We were planning on catching a tram to the Rhine town of Königswinter today before heading out of the Bonn area for good but the Missus' Achilles is creating walking problems so we're giving it a miss.
Ashame really, I was looking forward to soaking up the history of the river town of 41,000 souls across the Rhine from the UN campus in Bonn.
Königswinter nestles at the foot of the Siebengebirge or Seven Hills, a small mountain range made famous by a hotel and a dragon.
The hotel, Petersburg, is the official state guesthouse of the Bundesrepublik and sits mid-range in the Siebengebirge. It has received most of the world's heads of state and royalty too including Queen Elizabeth II. After WWII it was the base for the Allies High Commission until the early Fifties. It is open to the public.
The Dragon I mentioned is the one atop or within the final mountain, Drachenfels. There are many legends surrounding this imposing edifice and how the dragon was smote. Today many visitors reach the castle ruin at the top via a small railway and can enjoy a Gaffel bier in the restaurant.

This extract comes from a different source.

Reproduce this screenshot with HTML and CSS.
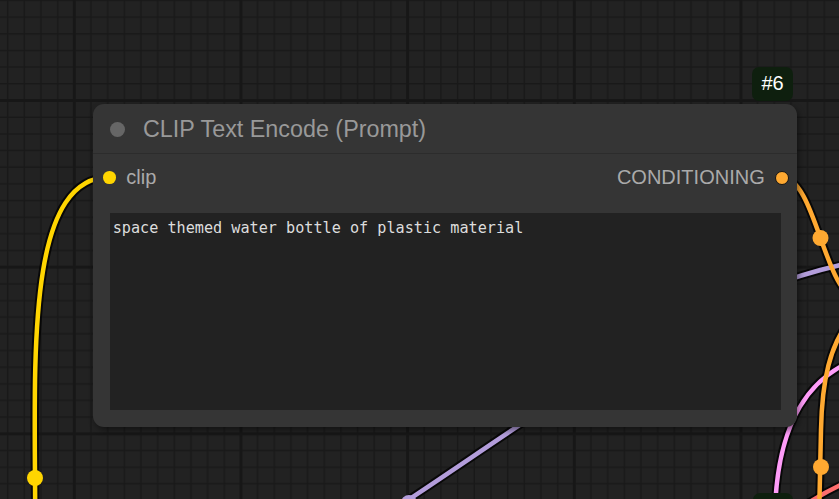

There is also a second castle on the mountains flank, Schloss Drachenfels and appears, like Neuschwanstein, as if it belongs in a fairy tale.
Sportier travellers can walk the whole seven hills on the long distance path, the Rheinsteig.
Below these ancient peaks lies Königswinter on the riverbank. For me it's most endearing feature is the fact that John Le Carre lived there in the 1960's and dreamt up his global bestsellers whilst commuting to and from the Embassy he worked at undercover for MI6 across the Rhine in Bonn, then the Capital of West Germany. It was here he no doubt contemplated perhaps his most famous tale of espionage, The Spy Who Came in from The Cold.
Le Carre was my Dad's favourite author and my parents' bookshelves contained many a novel. I remember Smiley's People the most clearly abutted by Jack Higgins' The Eagle has Landed
And so Operation Königswinter was not to be, a dossier left closed so to speak, gathering dust already.
Currently we are wending our way along iron tracks towards the great cities of the Rhine-Ruhr: Cologne, it's vast twin-towered Cathedral housing the golden reliquary of the Magi; Düsseldorf, the most affluent Rhine Metropole; Dortmund, with its footballing Borrussia; Essen, the industrial powerhouse and Duisburg, with its massive inland harbour.
My personal favourite is Bochum, a smaller University city, deep in the old mining area of the Ruhrgebiet and home to the national mining museum in the same way our home town of Wakefield is.
Bochum is famous for it's fine Currywurst outlets in the city centre's Bermuda Triangle area. It's working roots of toil and coal have been immortalised by perhaps it's most famous son, Herbert Grönemeyer in his homesick Anthem, Bochum.
You can hear it's opening verse rising skywards from the voices of thousands of loyal football fans on match days as they worship the city's team, VfL, my Parents-in-Law's favourite.
I can hear them now chanting in their seats, 'Tief in Westen wo die Sonne verstaubt!'
Deep in the West where the sun dusts over.
I wonder if Le Carre would have used that line?